┌──
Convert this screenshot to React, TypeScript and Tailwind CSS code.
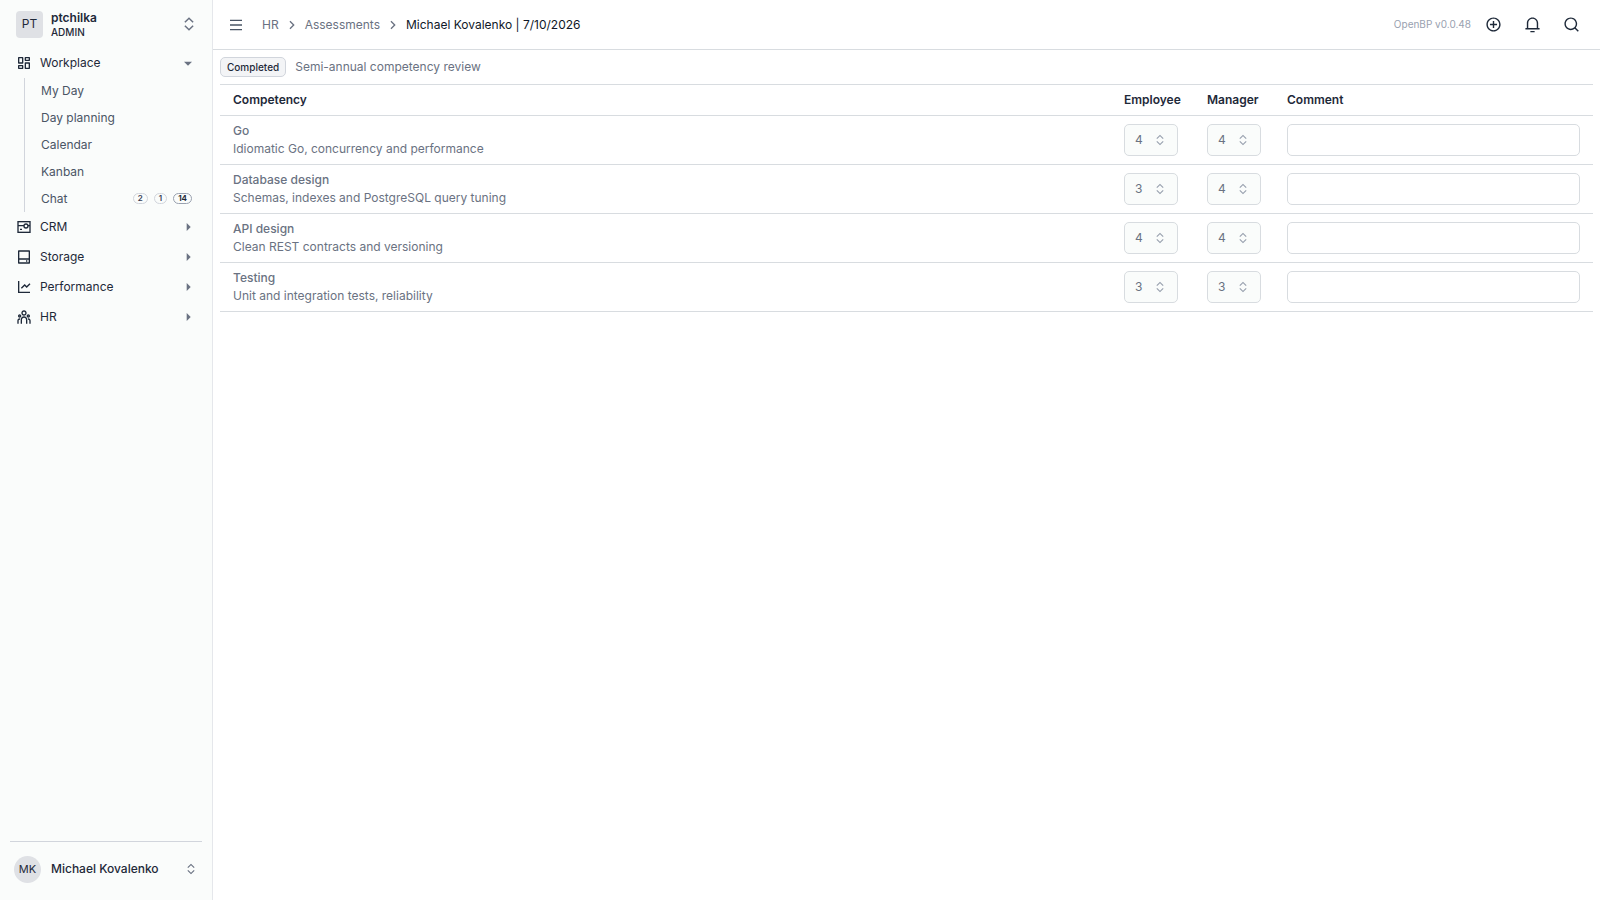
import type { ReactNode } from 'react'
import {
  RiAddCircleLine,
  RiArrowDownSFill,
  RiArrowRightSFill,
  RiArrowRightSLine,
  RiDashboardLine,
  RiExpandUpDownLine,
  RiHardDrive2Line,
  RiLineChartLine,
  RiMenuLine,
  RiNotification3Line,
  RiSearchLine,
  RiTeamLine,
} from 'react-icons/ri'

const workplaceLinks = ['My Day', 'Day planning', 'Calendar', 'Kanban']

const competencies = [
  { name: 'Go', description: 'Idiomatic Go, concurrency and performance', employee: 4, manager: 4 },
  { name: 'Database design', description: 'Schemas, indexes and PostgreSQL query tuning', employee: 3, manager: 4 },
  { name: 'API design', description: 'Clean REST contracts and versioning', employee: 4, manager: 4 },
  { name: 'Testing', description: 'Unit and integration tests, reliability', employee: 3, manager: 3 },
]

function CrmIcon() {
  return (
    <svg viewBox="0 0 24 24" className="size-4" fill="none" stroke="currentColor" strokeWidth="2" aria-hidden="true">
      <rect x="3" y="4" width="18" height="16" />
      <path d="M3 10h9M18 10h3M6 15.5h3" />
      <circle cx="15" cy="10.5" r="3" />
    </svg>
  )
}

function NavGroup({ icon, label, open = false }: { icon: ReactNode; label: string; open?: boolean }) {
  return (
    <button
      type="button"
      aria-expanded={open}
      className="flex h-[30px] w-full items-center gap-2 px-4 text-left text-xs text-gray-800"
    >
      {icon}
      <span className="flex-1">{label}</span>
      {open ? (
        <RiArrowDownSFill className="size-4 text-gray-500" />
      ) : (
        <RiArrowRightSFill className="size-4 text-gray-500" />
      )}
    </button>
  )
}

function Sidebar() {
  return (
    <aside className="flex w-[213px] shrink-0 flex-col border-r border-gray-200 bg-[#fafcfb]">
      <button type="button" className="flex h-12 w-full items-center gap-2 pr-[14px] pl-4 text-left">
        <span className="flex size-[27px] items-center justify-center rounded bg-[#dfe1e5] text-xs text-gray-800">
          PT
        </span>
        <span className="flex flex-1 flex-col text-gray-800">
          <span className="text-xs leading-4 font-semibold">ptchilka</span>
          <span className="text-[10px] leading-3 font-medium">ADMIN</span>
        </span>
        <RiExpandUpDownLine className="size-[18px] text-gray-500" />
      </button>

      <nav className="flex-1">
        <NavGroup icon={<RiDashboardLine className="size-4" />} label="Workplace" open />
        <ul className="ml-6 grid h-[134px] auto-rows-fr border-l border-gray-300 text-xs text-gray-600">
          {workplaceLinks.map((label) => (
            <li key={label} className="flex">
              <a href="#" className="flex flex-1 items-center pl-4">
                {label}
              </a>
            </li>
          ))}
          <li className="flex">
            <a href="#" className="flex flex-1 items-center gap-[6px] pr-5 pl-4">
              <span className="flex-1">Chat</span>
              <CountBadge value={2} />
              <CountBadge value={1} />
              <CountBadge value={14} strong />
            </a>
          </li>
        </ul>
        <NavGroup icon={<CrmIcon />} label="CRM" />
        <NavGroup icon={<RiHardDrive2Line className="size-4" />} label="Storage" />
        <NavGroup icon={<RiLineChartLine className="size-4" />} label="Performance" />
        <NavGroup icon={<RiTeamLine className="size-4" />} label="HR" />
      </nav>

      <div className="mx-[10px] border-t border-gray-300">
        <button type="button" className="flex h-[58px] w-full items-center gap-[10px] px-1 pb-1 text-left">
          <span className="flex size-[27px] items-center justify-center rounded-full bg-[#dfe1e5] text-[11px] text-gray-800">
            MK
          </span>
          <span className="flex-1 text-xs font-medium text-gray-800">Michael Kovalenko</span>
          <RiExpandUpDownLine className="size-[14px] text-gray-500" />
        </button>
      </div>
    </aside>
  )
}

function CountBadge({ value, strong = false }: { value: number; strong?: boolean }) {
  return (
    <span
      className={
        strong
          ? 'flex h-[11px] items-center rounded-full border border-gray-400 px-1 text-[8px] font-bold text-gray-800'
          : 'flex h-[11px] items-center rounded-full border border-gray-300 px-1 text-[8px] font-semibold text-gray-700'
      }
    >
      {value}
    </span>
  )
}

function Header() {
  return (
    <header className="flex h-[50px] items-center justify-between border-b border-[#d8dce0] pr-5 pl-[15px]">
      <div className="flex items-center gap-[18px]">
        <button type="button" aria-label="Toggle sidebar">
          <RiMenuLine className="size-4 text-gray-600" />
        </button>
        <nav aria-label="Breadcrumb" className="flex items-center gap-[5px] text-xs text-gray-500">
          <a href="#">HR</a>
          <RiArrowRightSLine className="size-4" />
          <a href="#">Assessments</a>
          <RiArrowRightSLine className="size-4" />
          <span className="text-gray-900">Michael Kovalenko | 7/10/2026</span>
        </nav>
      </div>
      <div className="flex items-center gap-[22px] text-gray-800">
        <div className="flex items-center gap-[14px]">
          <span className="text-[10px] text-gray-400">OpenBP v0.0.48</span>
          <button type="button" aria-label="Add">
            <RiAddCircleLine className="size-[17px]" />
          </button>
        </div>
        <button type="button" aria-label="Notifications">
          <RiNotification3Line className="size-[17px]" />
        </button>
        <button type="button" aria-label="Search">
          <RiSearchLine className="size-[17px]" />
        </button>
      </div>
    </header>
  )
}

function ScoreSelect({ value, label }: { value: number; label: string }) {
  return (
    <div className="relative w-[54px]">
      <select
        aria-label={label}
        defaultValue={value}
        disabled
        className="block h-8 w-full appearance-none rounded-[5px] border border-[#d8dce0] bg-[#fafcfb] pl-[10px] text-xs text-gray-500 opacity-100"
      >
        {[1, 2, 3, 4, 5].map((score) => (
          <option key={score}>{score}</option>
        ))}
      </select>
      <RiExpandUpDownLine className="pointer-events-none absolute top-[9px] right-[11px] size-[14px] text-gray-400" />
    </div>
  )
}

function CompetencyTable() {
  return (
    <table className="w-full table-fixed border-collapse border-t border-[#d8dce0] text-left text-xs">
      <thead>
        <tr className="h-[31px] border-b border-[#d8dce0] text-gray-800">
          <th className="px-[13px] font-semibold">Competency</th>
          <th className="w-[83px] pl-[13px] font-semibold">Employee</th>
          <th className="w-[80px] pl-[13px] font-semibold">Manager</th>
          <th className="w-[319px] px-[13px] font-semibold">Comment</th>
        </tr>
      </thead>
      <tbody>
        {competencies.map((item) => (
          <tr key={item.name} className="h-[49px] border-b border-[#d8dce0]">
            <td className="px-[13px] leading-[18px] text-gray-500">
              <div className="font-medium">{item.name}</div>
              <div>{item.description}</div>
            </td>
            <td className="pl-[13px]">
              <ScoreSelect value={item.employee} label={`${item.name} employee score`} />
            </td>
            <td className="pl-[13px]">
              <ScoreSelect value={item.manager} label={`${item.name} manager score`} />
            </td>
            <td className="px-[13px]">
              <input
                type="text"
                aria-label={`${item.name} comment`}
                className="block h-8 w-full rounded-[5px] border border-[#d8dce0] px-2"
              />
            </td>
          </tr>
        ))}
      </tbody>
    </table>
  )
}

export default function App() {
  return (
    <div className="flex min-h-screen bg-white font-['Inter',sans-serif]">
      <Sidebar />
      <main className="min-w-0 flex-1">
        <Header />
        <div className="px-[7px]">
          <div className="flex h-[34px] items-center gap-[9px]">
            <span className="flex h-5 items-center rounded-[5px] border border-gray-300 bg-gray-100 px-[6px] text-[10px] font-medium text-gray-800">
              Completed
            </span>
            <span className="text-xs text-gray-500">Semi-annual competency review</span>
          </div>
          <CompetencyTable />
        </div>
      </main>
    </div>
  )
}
└──
┌──
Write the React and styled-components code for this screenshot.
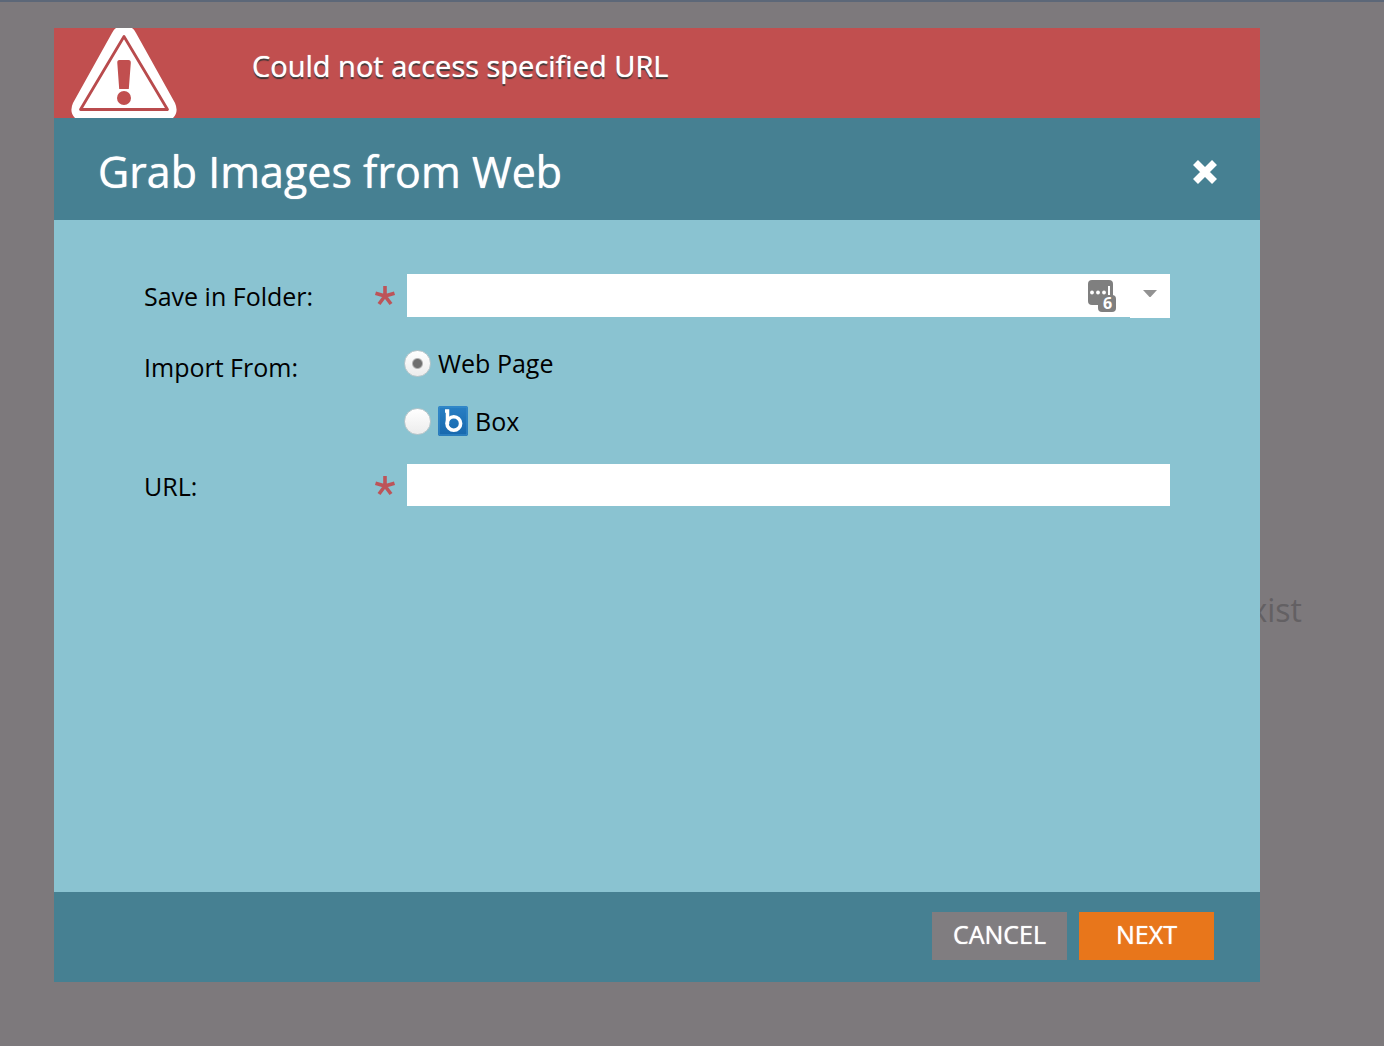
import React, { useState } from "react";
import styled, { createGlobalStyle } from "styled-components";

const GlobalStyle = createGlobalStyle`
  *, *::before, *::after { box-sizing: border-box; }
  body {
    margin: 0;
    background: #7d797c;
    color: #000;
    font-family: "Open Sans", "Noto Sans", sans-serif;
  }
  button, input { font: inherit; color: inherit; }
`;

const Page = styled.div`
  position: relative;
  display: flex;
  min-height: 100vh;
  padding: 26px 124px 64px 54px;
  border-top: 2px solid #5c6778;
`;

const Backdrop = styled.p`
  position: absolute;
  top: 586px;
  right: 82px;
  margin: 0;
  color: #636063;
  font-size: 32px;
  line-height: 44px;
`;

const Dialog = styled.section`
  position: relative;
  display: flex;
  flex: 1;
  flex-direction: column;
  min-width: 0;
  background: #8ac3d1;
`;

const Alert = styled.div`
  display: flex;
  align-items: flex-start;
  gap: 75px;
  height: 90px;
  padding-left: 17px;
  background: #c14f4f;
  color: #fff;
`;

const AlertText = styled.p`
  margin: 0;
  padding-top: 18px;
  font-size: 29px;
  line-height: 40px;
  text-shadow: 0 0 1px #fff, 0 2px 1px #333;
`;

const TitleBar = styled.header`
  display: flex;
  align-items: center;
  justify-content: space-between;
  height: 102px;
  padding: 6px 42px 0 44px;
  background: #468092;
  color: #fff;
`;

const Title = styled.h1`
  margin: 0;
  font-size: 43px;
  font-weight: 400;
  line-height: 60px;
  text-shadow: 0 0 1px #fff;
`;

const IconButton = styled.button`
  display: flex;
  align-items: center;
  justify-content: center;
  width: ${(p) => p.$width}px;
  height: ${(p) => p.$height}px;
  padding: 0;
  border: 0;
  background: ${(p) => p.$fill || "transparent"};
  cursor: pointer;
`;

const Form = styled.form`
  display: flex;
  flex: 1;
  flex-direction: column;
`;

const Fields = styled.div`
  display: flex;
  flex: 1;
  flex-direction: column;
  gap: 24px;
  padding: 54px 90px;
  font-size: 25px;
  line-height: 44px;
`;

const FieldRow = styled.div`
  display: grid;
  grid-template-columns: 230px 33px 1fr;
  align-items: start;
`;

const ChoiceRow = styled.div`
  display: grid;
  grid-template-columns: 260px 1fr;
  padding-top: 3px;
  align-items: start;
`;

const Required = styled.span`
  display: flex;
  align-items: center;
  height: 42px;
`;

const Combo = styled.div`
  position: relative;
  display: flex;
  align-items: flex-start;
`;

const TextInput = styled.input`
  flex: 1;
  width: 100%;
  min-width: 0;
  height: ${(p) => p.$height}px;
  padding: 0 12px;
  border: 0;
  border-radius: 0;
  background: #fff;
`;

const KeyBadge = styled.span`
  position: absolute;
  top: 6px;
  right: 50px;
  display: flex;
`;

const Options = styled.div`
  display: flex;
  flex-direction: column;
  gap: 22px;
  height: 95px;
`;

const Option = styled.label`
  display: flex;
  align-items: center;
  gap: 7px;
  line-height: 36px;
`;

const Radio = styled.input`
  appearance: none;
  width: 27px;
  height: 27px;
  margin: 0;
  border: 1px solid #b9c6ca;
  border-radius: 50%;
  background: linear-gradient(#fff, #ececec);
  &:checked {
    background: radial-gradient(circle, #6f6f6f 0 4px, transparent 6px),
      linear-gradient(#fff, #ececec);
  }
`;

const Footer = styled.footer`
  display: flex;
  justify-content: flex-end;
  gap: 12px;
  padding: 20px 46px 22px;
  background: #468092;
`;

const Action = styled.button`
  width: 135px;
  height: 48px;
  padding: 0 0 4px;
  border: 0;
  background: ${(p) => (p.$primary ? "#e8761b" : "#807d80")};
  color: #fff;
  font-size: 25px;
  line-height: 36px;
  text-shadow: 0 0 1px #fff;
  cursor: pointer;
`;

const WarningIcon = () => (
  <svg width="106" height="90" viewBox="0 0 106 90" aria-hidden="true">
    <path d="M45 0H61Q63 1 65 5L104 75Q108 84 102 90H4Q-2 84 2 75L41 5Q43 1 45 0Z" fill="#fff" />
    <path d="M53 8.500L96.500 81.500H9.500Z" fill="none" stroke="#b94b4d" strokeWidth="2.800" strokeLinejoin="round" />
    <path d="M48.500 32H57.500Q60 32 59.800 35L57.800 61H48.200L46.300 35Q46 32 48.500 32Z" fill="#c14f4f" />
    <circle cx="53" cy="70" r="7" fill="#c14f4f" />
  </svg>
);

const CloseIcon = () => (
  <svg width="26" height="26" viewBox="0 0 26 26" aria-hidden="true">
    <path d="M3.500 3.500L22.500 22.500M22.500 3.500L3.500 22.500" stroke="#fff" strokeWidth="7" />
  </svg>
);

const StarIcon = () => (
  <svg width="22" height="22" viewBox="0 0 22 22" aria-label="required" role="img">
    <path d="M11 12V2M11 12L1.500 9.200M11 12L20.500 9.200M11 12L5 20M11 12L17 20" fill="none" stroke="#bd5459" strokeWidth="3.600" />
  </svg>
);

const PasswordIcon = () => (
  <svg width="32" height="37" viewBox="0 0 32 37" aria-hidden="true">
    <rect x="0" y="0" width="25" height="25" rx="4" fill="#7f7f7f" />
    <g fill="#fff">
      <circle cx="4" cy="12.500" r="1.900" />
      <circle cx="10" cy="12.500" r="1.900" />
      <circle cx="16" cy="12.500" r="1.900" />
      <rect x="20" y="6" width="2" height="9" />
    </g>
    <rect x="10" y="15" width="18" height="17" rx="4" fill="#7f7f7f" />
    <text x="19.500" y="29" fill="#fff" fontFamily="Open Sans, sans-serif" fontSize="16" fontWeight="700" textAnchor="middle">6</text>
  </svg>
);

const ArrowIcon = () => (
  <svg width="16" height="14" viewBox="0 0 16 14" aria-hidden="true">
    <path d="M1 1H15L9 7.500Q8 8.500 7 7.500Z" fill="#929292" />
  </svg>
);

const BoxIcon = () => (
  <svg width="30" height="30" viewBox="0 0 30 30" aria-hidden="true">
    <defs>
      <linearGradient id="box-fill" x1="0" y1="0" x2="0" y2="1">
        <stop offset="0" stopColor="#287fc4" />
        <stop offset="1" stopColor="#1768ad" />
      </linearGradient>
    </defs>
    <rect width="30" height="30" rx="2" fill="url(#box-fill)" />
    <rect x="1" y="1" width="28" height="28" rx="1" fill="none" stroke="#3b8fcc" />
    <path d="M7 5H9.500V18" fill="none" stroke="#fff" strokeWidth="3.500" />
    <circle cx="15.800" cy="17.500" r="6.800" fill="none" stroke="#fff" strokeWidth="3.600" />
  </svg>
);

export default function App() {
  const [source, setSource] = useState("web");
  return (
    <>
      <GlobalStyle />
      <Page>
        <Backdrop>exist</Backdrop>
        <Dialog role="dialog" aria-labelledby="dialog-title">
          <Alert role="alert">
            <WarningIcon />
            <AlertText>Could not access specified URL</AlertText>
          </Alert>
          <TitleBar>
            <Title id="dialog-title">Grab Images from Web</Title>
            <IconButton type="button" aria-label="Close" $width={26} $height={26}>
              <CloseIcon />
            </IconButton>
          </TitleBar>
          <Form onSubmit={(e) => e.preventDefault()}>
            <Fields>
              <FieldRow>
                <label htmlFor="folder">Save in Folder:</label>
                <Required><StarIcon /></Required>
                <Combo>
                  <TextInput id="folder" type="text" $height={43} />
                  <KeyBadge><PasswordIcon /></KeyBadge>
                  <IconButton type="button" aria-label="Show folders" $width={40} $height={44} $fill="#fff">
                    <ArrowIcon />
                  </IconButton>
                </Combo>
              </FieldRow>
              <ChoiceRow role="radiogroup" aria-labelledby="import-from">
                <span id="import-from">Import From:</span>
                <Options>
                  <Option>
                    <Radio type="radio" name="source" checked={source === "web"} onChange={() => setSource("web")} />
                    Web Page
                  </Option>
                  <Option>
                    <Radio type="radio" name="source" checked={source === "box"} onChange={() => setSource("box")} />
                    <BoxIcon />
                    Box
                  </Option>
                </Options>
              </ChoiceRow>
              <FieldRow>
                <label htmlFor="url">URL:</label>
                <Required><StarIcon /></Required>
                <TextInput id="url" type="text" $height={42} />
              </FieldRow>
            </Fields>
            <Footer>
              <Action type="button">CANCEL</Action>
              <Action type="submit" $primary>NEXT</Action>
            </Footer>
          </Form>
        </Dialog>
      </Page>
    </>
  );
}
└──
EXERCISE DIRECTIONS: Copy word for word only the lines above from the one with "Convert this screenshot" through the one with "const workplaceLinks = ['My". Leave pictures out.

TASK ANSWER:
Convert this screenshot to React, TypeScript and Tailwind CSS code.
import type { ReactNode } from 'react'
import {
  RiAddCircleLine,
  RiArrowDownSFill,
  RiArrowRightSFill,
  RiArrowRightSLine,
  RiDashboardLine,
  RiExpandUpDownLine,
  RiHardDrive2Line,
  RiLineChartLine,
  RiMenuLine,
  RiNotification3Line,
  RiSearchLine,
  RiTeamLine,
} from 'react-icons/ri'

const workplaceLinks = ['My Day', 'Day planning', 'Calendar', 'Kanban']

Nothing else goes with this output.